Two eagles in the space of five holes were not enough to prevent Rory McIlroy facing an uphill battle to win his first match in the Turkish Airlines World Golf Final today.
McIlroy, who had not touched a club since the Ryder Cup came to such a thrilling climax nine days ago, looked a touch rusty as he missed the fairway on the first and the green on the par-three second in his clash with American Matt Kuchar – part of the defeated US team at Medinah.
But after pitching to within inches of the hole on both occasions to save par, the 23-year-old then hit a perfect drive on the 531-yard third and a towering long iron to 15ft to set up an eagle three.
Another eagle followed from 50ft on the seventh, but McIlroy also bogeyed the fourth and ninth to reach the turn in 34, one under par, while Kuchar recovered from a bogey on the first to birdie the next two holes and then match McIlroy’s eagle on the seventh.
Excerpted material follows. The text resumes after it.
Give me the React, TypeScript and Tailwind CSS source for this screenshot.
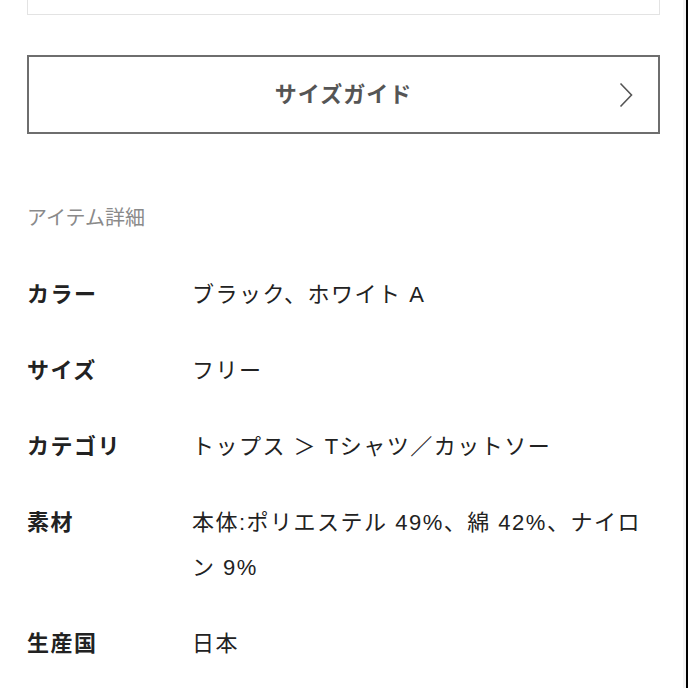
const details = [
  { label: 'カラー', value: 'ブラック、ホワイト A' },
  { label: 'サイズ', value: 'フリー' },
  { label: 'カテゴリ', value: 'トップス ＞ Tシャツ／カットソー' },
  { label: '素材', value: '本体:ポリエステル 49%、綿 42%、ナイロン 9%' },
  { label: '生産国', value: '日本' },
];

export default function App() {
  return (
    <div
      className="flex h-[688px] w-[688px] overflow-hidden bg-white"
      style={{ fontFamily: '"Liberation Sans", "Noto Sans CJK JP", sans-serif' }}
    >
      <div className="flex-1 pl-[27px] pr-[23px]">
        {/* previous card, cut off at top */}
        <div className="h-[15px] border-x border-b border-[#e3e3e3]" />

        {/* size guide button */}
        <button className="relative mt-[40px] flex h-[79px] w-full items-center justify-center border-2 border-[#6e6e6e] bg-white">
          <span className="text-[22px] font-bold tracking-[1px] text-[#555]">サイズガイド</span>
          <svg
            className="absolute right-[25px] top-1/2 -translate-y-1/2"
            width="14"
            height="26"
            viewBox="0 0 14 26"
            fill="none"
            stroke="#555"
            strokeWidth="1.6"
          >
            <path d="M1.5 1.5 L12.5 13 L1.5 24.5" />
          </svg>
        </button>

        {/* item details */}
        <h2 className="mt-[69px] text-[20px] leading-[30px] text-[#8a8a8a]">アイテム詳細</h2>

        <dl className="mt-[39px] flex flex-col gap-[31px]">
          {details.map((d) => (
            <div key={d.label} className="flex text-[22px] leading-[45px] tracking-[1.5px] text-[#222]">
              <dt className="w-[165px] shrink-0 font-bold">{d.label}</dt>
              <dd className="flex-1 pr-[12px]">{d.value}</dd>
            </div>
          ))}
        </dl>
      </div>
      <div className="w-[3px] bg-[#f4f4f4]" />
      <div className="w-[2px] bg-black" />
    </div>
  );
}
Another birdie on the 10th saw Kuchar move to four under and three clear, but McIlroy responded with a birdie on the 11th to close the gap to two shots.
The format at Antalya Golf Club is medal match play, meaning the lowest strokeplay score over 18 holes wins one point.
Each of the eight players – McIlroy, Kuchar, Tiger Woods, Charl Schwartzel, Lee Westwood, Justin Rose, Hunter Mahan and Webb Simpson – will play three matches in the group stages, one today and two on Wednesday.
The winner of Group One will then face the runner-up of Group Two, and vice versa, in Thursday’s semi-finals, with the final to be staged on Friday.
The organisers were no doubt hoping that final would be between Woods and McIlroy, but Woods was three shots down to Schwartzel after 10 holes of their Group One clash.
Woods had been two under through eight holes but pulled his approach to the ninth into water and then three-putted to run up a triple-bogey seven, before Schwartzel birdied the 10th.
Rose was level par and two ahead of Mahan at the turn, while Westwood was two over and two behind Simpson after eight holes.